-- Short problem --
Copy all lines that contain the word "components".

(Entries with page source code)
══════

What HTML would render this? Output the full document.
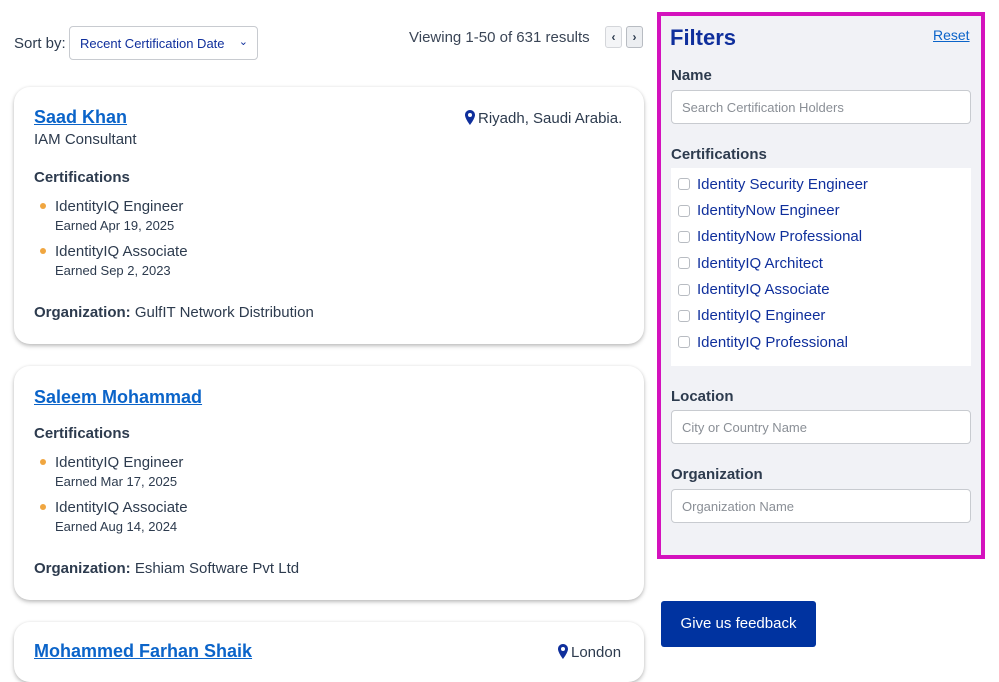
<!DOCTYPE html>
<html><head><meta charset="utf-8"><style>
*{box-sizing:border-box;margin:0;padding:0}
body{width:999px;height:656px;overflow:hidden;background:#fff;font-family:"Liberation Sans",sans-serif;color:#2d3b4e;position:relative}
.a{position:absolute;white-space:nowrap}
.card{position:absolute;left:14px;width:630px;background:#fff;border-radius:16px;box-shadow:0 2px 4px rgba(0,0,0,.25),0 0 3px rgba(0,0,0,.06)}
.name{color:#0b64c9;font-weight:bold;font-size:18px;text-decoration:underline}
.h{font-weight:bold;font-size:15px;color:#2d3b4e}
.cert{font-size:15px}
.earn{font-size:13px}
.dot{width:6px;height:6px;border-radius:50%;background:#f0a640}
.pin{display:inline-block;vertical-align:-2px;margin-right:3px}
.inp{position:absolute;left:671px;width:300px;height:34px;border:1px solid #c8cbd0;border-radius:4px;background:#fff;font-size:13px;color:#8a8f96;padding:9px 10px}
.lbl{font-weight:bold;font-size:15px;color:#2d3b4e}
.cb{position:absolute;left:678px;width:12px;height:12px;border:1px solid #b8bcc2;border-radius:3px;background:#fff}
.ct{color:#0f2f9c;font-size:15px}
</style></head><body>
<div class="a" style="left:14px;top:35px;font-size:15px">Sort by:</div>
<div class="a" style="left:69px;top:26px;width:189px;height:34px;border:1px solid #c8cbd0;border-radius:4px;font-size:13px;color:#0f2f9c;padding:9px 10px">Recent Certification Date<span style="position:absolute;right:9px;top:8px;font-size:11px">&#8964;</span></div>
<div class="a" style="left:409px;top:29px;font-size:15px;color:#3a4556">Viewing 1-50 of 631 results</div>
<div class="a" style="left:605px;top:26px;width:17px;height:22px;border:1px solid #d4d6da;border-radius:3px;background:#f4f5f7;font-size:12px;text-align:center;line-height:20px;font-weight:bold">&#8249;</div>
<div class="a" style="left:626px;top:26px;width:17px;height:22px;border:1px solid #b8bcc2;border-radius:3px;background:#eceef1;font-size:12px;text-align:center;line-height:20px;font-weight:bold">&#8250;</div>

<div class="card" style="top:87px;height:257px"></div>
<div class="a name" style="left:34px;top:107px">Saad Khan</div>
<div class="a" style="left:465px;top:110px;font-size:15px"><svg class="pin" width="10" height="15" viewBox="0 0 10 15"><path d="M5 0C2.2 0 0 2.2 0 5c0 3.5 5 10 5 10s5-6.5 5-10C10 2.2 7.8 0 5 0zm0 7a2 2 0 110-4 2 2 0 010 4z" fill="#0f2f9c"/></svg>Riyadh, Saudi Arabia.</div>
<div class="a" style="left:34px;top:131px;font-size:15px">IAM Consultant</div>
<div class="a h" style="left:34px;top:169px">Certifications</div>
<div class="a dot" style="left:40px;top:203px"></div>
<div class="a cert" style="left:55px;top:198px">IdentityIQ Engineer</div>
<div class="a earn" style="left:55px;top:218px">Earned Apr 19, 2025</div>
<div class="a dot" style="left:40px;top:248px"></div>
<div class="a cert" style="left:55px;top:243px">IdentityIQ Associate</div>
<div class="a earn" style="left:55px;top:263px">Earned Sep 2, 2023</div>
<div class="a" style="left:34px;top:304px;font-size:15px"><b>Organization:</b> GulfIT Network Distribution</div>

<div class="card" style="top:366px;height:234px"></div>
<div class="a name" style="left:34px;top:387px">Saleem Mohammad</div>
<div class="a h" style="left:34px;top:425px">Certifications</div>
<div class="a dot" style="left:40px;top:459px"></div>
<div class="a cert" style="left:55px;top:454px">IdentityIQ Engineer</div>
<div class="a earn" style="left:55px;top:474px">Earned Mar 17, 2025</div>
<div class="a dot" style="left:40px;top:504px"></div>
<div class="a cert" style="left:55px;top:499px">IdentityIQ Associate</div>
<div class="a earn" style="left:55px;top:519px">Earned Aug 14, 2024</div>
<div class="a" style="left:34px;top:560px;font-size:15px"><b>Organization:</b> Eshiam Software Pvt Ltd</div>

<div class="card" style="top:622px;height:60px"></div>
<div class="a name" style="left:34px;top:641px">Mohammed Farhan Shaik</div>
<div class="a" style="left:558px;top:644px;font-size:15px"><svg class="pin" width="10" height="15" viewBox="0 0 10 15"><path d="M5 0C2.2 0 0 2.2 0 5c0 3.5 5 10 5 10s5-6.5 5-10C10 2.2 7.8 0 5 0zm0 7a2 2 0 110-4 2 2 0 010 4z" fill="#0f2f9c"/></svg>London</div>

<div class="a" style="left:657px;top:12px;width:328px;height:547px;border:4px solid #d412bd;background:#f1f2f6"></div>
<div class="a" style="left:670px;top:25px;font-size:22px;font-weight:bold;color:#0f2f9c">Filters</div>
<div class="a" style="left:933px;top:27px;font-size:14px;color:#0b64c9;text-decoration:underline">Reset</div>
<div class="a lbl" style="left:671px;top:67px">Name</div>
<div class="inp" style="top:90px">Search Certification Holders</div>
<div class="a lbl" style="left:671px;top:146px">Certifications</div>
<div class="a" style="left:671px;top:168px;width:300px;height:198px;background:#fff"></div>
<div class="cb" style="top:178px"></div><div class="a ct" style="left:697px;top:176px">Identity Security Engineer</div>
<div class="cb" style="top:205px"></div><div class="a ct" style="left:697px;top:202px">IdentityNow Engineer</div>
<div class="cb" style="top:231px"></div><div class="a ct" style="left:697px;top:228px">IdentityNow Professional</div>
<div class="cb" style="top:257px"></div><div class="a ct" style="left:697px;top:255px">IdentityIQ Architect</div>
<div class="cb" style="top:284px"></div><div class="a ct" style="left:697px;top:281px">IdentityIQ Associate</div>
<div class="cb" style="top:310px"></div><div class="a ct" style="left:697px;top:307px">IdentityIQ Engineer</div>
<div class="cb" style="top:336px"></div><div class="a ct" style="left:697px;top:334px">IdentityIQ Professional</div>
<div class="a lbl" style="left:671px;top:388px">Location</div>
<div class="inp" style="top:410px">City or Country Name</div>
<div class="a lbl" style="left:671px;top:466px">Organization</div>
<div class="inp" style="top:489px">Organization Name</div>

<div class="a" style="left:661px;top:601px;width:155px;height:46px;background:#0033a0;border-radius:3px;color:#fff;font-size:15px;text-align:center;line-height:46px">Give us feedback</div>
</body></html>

══════

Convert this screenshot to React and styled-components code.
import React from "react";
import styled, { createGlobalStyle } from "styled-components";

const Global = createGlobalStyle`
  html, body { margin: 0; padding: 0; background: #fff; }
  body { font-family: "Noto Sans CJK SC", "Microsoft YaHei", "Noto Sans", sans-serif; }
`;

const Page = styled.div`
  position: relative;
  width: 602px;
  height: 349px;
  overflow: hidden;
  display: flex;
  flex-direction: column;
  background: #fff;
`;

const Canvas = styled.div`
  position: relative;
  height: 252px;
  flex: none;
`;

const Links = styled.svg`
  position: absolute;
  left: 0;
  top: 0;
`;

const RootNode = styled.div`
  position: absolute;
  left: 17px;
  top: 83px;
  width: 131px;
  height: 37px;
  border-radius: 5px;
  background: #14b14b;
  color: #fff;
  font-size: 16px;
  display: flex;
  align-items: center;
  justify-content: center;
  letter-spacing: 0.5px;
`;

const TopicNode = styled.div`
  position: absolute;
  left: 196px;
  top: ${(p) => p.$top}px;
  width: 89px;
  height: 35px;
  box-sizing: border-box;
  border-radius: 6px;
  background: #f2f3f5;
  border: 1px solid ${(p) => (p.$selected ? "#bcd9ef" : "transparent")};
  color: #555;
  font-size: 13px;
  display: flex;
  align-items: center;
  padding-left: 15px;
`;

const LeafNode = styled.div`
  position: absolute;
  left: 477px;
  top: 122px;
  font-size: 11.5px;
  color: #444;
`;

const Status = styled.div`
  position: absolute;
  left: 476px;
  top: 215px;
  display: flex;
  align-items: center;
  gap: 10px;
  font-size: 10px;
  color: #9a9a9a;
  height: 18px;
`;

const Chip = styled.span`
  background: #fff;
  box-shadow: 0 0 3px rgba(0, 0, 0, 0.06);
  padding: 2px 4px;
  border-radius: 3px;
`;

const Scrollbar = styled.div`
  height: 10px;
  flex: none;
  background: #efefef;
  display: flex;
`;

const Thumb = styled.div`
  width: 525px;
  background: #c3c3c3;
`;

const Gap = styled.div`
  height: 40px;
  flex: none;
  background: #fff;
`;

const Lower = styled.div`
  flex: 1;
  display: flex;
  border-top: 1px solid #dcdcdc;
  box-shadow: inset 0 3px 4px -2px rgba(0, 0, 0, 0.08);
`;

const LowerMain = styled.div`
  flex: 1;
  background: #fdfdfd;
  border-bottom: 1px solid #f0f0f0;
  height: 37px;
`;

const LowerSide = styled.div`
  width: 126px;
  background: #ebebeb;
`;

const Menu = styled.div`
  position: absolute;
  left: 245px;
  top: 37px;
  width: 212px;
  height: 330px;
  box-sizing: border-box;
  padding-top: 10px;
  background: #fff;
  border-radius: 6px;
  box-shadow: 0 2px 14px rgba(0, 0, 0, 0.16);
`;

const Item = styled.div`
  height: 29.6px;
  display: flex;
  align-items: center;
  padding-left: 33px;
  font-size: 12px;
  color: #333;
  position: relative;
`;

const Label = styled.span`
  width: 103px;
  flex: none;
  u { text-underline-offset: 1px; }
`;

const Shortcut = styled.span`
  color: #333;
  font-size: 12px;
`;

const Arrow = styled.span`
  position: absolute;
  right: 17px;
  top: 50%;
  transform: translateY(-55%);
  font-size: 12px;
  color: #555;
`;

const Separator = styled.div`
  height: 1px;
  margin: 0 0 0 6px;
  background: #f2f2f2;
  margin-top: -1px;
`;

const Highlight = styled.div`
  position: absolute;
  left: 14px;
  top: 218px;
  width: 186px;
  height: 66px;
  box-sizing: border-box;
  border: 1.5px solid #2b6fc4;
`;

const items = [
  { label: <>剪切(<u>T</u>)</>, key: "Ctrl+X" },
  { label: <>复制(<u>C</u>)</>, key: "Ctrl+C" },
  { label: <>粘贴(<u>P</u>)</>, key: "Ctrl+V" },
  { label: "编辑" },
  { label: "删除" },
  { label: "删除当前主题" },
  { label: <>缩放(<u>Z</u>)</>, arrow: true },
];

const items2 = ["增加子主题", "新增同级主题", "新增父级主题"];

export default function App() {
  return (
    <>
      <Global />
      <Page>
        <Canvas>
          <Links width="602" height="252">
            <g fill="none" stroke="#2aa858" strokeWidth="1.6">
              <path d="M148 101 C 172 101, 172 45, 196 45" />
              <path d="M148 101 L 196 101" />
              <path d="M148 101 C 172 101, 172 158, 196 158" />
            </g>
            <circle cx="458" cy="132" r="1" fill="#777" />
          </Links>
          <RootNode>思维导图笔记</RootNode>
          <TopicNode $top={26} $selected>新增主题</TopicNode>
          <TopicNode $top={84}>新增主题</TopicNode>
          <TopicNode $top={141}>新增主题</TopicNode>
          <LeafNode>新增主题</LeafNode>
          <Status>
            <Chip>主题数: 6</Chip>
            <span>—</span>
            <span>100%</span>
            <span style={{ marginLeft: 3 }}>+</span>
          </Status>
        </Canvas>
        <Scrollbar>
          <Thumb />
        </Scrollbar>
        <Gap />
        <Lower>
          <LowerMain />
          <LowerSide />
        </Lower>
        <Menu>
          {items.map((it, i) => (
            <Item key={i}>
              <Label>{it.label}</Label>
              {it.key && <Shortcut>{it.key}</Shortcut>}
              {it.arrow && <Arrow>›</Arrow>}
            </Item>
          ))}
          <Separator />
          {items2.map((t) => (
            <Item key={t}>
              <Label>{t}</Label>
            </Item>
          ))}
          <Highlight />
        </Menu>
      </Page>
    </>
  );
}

══════

-- Written answer --
Convert this screenshot to React and styled-components code.
import styled, { createGlobalStyle } from "styled-components";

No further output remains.